What the task requires: Output all the entries word for word. Omit the pictures.

Stored items from a collection:
-- start --

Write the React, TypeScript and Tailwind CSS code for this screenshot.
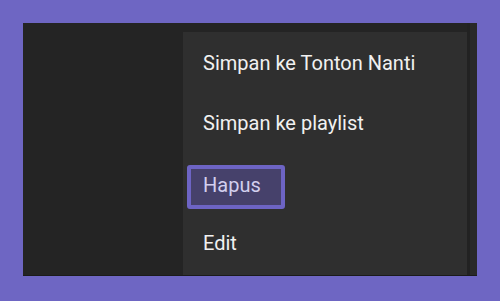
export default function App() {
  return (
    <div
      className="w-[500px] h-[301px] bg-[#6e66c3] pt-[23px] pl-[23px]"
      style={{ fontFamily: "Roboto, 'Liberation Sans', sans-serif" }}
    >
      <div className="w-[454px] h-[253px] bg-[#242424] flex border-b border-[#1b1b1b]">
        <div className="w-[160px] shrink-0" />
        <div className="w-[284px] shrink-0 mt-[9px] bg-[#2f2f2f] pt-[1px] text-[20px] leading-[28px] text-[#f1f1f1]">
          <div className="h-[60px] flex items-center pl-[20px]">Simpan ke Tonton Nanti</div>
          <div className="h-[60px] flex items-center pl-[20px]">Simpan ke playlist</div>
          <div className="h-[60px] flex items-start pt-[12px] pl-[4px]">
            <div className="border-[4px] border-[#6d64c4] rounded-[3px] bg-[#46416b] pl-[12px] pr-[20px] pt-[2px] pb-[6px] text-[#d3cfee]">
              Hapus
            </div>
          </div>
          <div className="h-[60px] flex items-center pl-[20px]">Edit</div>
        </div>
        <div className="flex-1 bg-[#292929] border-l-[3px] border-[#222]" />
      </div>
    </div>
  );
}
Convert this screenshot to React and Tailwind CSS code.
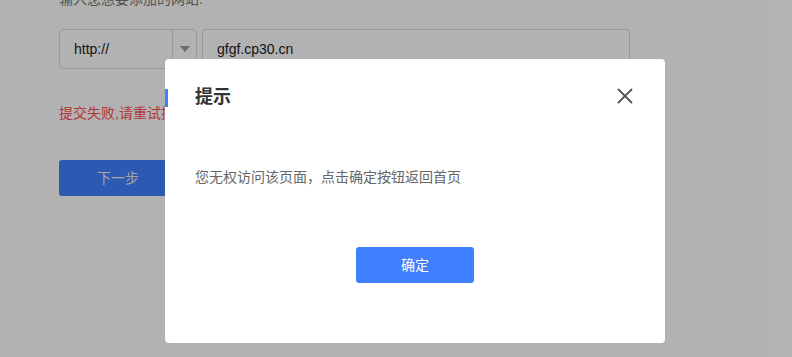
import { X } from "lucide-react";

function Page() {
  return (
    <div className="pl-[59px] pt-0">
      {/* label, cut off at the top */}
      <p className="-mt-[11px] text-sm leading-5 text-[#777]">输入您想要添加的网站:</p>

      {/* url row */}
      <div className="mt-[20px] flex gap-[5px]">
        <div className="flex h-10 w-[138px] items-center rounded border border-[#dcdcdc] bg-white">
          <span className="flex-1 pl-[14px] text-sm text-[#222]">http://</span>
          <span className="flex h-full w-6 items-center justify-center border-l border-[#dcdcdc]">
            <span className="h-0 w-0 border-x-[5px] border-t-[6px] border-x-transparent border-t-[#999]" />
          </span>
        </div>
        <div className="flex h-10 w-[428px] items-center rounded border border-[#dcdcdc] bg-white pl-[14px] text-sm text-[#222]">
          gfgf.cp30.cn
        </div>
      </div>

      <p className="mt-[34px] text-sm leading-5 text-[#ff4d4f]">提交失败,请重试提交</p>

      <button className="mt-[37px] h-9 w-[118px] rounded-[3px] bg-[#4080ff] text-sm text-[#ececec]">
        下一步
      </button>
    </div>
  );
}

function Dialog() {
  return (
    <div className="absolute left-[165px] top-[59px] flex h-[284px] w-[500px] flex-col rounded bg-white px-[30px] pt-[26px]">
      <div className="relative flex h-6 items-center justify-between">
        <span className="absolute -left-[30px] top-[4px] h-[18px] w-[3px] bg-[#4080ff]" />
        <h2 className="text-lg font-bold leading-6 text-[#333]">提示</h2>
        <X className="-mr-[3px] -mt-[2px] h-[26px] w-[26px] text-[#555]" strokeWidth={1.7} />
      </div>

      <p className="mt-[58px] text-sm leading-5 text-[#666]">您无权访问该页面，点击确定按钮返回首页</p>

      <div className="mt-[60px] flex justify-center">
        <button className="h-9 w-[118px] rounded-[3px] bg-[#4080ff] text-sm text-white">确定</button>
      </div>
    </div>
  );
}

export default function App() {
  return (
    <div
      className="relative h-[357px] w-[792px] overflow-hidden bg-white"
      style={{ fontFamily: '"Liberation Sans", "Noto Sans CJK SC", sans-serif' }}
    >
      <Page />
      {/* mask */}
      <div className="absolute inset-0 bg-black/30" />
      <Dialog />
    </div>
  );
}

-- end --

Final result:
Write the React, TypeScript and Tailwind CSS code for this screenshot.
export default function App() {
  return (
    <div
      className="w-[500px] h-[301px] bg-[#6e66c3] pt-[23px] pl-[23px]"
      style={{ fontFamily: "Roboto, 'Liberation Sans', sans-serif" }}
    >
      <div className="w-[454px] h-[253px] bg-[#242424] flex border-b border-[#1b1b1b]">
        <div className="w-[160px] shrink-0" />
        <div className="w-[284px] shrink-0 mt-[9px] bg-[#2f2f2f] pt-[1px] text-[20px] leading-[28px] text-[#f1f1f1]">
          <div className="h-[60px] flex items-center pl-[20px]">Simpan ke Tonton Nanti</div>
          <div className="h-[60px] flex items-center pl-[20px]">Simpan ke playlist</div>
          <div className="h-[60px] flex items-start pt-[12px] pl-[4px]">
            <div className="border-[4px] border-[#6d64c4] rounded-[3px] bg-[#46416b] pl-[12px] pr-[20px] pt-[2px] pb-[6px] text-[#d3cfee]">
              Hapus
            </div>
          </div>
          <div className="h-[60px] flex items-center pl-[20px]">Edit</div>
        </div>
        <div className="flex-1 bg-[#292929] border-l-[3px] border-[#222]" />
      </div>
    </div>
  );
}
Convert this screenshot to React and Tailwind CSS code.
import { X } from "lucide-react";

function Page() {
  return (
    <div className="pl-[59px] pt-0">
      {/* label, cut off at the top */}
      <p className="-mt-[11px] text-sm leading-5 text-[#777]">输入您想要添加的网站:</p>

      {/* url row */}
      <div className="mt-[20px] flex gap-[5px]">
        <div className="flex h-10 w-[138px] items-center rounded border border-[#dcdcdc] bg-white">
          <span className="flex-1 pl-[14px] text-sm text-[#222]">http://</span>
          <span className="flex h-full w-6 items-center justify-center border-l border-[#dcdcdc]">
            <span className="h-0 w-0 border-x-[5px] border-t-[6px] border-x-transparent border-t-[#999]" />
          </span>
        </div>
        <div className="flex h-10 w-[428px] items-center rounded border border-[#dcdcdc] bg-white pl-[14px] text-sm text-[#222]">
          gfgf.cp30.cn
        </div>
      </div>

      <p className="mt-[34px] text-sm leading-5 text-[#ff4d4f]">提交失败,请重试提交</p>

      <button className="mt-[37px] h-9 w-[118px] rounded-[3px] bg-[#4080ff] text-sm text-[#ececec]">
        下一步
      </button>
    </div>
  );
}

function Dialog() {
  return (
    <div className="absolute left-[165px] top-[59px] flex h-[284px] w-[500px] flex-col rounded bg-white px-[30px] pt-[26px]">
      <div className="relative flex h-6 items-center justify-between">
        <span className="absolute -left-[30px] top-[4px] h-[18px] w-[3px] bg-[#4080ff]" />
        <h2 className="text-lg font-bold leading-6 text-[#333]">提示</h2>
        <X className="-mr-[3px] -mt-[2px] h-[26px] w-[26px] text-[#555]" strokeWidth={1.7} />
      </div>

      <p className="mt-[58px] text-sm leading-5 text-[#666]">您无权访问该页面，点击确定按钮返回首页</p>

      <div className="mt-[60px] flex justify-center">
        <button className="h-9 w-[118px] rounded-[3px] bg-[#4080ff] text-sm text-white">确定</button>
      </div>
    </div>
  );
}

export default function App() {
  return (
    <div
      className="relative h-[357px] w-[792px] overflow-hidden bg-white"
      style={{ fontFamily: '"Liberation Sans", "Noto Sans CJK SC", sans-serif' }}
    >
      <Page />
      {/* mask */}
      <div className="absolute inset-0 bg-black/30" />
      <Dialog />
    </div>
  );
}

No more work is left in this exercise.